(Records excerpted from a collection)
[BEGIN]

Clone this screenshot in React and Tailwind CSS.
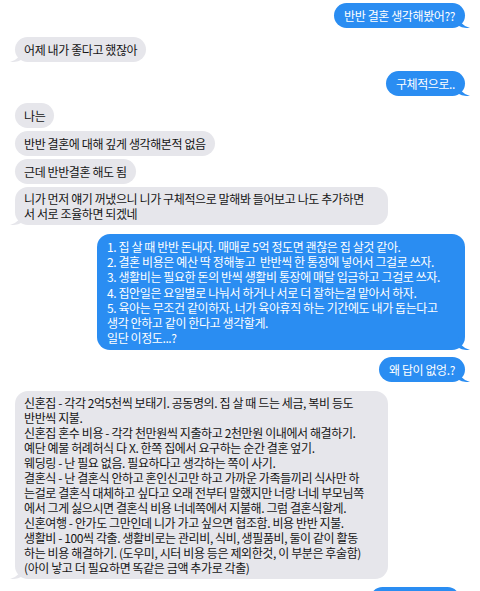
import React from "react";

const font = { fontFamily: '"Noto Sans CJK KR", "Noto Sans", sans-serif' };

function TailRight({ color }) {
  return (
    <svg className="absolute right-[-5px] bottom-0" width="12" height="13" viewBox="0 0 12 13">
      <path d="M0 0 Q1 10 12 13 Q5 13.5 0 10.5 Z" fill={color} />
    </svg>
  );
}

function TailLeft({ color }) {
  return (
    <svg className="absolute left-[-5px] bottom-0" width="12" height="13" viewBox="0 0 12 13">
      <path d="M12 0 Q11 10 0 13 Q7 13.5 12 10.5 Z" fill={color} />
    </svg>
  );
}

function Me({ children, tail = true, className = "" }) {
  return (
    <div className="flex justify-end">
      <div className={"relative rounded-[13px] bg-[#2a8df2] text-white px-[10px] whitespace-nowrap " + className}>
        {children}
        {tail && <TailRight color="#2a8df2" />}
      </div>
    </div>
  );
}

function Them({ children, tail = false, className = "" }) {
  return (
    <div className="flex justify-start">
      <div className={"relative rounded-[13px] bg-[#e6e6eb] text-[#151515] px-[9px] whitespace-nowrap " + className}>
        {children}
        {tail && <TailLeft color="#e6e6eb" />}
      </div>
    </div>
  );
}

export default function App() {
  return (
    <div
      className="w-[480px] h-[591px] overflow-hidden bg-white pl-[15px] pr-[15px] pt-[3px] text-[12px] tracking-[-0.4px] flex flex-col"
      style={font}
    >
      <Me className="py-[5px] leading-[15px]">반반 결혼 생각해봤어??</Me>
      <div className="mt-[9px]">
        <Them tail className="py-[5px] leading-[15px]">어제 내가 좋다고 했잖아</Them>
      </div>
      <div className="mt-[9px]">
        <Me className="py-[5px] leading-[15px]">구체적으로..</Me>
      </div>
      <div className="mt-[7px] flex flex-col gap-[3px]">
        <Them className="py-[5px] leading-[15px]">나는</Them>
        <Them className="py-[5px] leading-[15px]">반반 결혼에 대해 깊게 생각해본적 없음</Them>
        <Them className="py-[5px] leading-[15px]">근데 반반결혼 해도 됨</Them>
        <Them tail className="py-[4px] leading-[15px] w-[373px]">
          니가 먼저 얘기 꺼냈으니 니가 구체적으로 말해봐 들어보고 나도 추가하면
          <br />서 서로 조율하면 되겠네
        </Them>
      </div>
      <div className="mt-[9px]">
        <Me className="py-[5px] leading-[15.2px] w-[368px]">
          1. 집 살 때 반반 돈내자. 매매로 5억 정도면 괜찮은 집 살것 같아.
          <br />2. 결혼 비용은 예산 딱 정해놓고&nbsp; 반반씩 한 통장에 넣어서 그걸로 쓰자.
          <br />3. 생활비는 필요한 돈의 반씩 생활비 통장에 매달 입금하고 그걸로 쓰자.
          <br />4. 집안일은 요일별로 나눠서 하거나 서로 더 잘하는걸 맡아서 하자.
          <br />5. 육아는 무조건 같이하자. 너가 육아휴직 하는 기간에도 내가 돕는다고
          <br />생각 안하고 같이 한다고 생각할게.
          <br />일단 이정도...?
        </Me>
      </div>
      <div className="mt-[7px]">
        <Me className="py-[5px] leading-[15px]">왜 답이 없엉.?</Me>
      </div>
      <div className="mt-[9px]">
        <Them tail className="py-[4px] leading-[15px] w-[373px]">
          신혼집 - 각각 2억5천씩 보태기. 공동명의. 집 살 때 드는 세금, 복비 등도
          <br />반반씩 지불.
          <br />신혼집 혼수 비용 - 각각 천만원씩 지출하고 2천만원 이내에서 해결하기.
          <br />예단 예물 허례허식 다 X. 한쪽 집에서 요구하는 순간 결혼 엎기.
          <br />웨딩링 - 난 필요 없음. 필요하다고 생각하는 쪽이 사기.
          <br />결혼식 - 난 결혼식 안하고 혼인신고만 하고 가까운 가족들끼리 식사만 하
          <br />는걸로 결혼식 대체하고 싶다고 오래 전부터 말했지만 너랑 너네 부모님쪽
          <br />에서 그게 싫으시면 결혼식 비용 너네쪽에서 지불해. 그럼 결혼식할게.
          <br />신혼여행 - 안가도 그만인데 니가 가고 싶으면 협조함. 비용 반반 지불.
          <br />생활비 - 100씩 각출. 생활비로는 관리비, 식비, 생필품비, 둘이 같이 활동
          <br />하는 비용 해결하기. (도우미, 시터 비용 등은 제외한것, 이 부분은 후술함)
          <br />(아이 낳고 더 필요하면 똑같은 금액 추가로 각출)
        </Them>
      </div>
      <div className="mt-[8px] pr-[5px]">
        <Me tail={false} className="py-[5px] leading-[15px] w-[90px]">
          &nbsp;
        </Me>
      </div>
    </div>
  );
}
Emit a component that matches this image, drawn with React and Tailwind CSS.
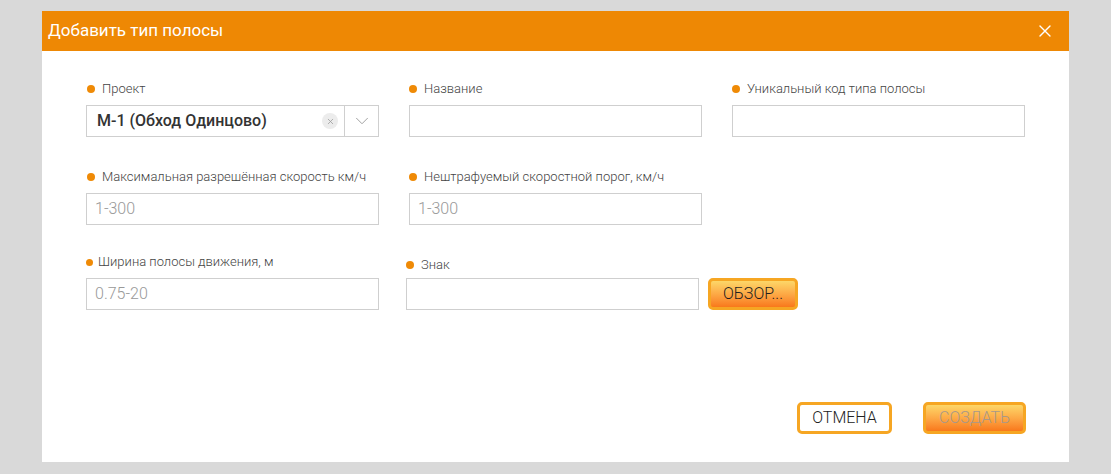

[END]

— REQUIRED TASK —
Repeat the data above exactly, but not the pictures.

— COMPLETE RESPONSE —
Clone this screenshot in React and Tailwind CSS.
import React from "react";

const font = { fontFamily: '"Noto Sans CJK KR", "Noto Sans", sans-serif' };

function TailRight({ color }) {
  return (
    <svg className="absolute right-[-5px] bottom-0" width="12" height="13" viewBox="0 0 12 13">
      <path d="M0 0 Q1 10 12 13 Q5 13.5 0 10.5 Z" fill={color} />
    </svg>
  );
}

function TailLeft({ color }) {
  return (
    <svg className="absolute left-[-5px] bottom-0" width="12" height="13" viewBox="0 0 12 13">
      <path d="M12 0 Q11 10 0 13 Q7 13.5 12 10.5 Z" fill={color} />
    </svg>
  );
}

function Me({ children, tail = true, className = "" }) {
  return (
    <div className="flex justify-end">
      <div className={"relative rounded-[13px] bg-[#2a8df2] text-white px-[10px] whitespace-nowrap " + className}>
        {children}
        {tail && <TailRight color="#2a8df2" />}
      </div>
    </div>
  );
}

function Them({ children, tail = false, className = "" }) {
  return (
    <div className="flex justify-start">
      <div className={"relative rounded-[13px] bg-[#e6e6eb] text-[#151515] px-[9px] whitespace-nowrap " + className}>
        {children}
        {tail && <TailLeft color="#e6e6eb" />}
      </div>
    </div>
  );
}

export default function App() {
  return (
    <div
      className="w-[480px] h-[591px] overflow-hidden bg-white pl-[15px] pr-[15px] pt-[3px] text-[12px] tracking-[-0.4px] flex flex-col"
      style={font}
    >
      <Me className="py-[5px] leading-[15px]">반반 결혼 생각해봤어??</Me>
      <div className="mt-[9px]">
        <Them tail className="py-[5px] leading-[15px]">어제 내가 좋다고 했잖아</Them>
      </div>
      <div className="mt-[9px]">
        <Me className="py-[5px] leading-[15px]">구체적으로..</Me>
      </div>
      <div className="mt-[7px] flex flex-col gap-[3px]">
        <Them className="py-[5px] leading-[15px]">나는</Them>
        <Them className="py-[5px] leading-[15px]">반반 결혼에 대해 깊게 생각해본적 없음</Them>
        <Them className="py-[5px] leading-[15px]">근데 반반결혼 해도 됨</Them>
        <Them tail className="py-[4px] leading-[15px] w-[373px]">
          니가 먼저 얘기 꺼냈으니 니가 구체적으로 말해봐 들어보고 나도 추가하면
          <br />서 서로 조율하면 되겠네
        </Them>
      </div>
      <div className="mt-[9px]">
        <Me className="py-[5px] leading-[15.2px] w-[368px]">
          1. 집 살 때 반반 돈내자. 매매로 5억 정도면 괜찮은 집 살것 같아.
          <br />2. 결혼 비용은 예산 딱 정해놓고&nbsp; 반반씩 한 통장에 넣어서 그걸로 쓰자.
          <br />3. 생활비는 필요한 돈의 반씩 생활비 통장에 매달 입금하고 그걸로 쓰자.
          <br />4. 집안일은 요일별로 나눠서 하거나 서로 더 잘하는걸 맡아서 하자.
          <br />5. 육아는 무조건 같이하자. 너가 육아휴직 하는 기간에도 내가 돕는다고
          <br />생각 안하고 같이 한다고 생각할게.
          <br />일단 이정도...?
        </Me>
      </div>
      <div className="mt-[7px]">
        <Me className="py-[5px] leading-[15px]">왜 답이 없엉.?</Me>
      </div>
      <div className="mt-[9px]">
        <Them tail className="py-[4px] leading-[15px] w-[373px]">
          신혼집 - 각각 2억5천씩 보태기. 공동명의. 집 살 때 드는 세금, 복비 등도
          <br />반반씩 지불.
          <br />신혼집 혼수 비용 - 각각 천만원씩 지출하고 2천만원 이내에서 해결하기.
          <br />예단 예물 허례허식 다 X. 한쪽 집에서 요구하는 순간 결혼 엎기.
          <br />웨딩링 - 난 필요 없음. 필요하다고 생각하는 쪽이 사기.
          <br />결혼식 - 난 결혼식 안하고 혼인신고만 하고 가까운 가족들끼리 식사만 하
          <br />는걸로 결혼식 대체하고 싶다고 오래 전부터 말했지만 너랑 너네 부모님쪽
          <br />에서 그게 싫으시면 결혼식 비용 너네쪽에서 지불해. 그럼 결혼식할게.
          <br />신혼여행 - 안가도 그만인데 니가 가고 싶으면 협조함. 비용 반반 지불.
          <br />생활비 - 100씩 각출. 생활비로는 관리비, 식비, 생필품비, 둘이 같이 활동
          <br />하는 비용 해결하기. (도우미, 시터 비용 등은 제외한것, 이 부분은 후술함)
          <br />(아이 낳고 더 필요하면 똑같은 금액 추가로 각출)
        </Them>
      </div>
      <div className="mt-[8px] pr-[5px]">
        <Me tail={false} className="py-[5px] leading-[15px] w-[90px]">
          &nbsp;
        </Me>
      </div>
    </div>
  );
}
Emit a component that matches this image, drawn with React and Tailwind CSS.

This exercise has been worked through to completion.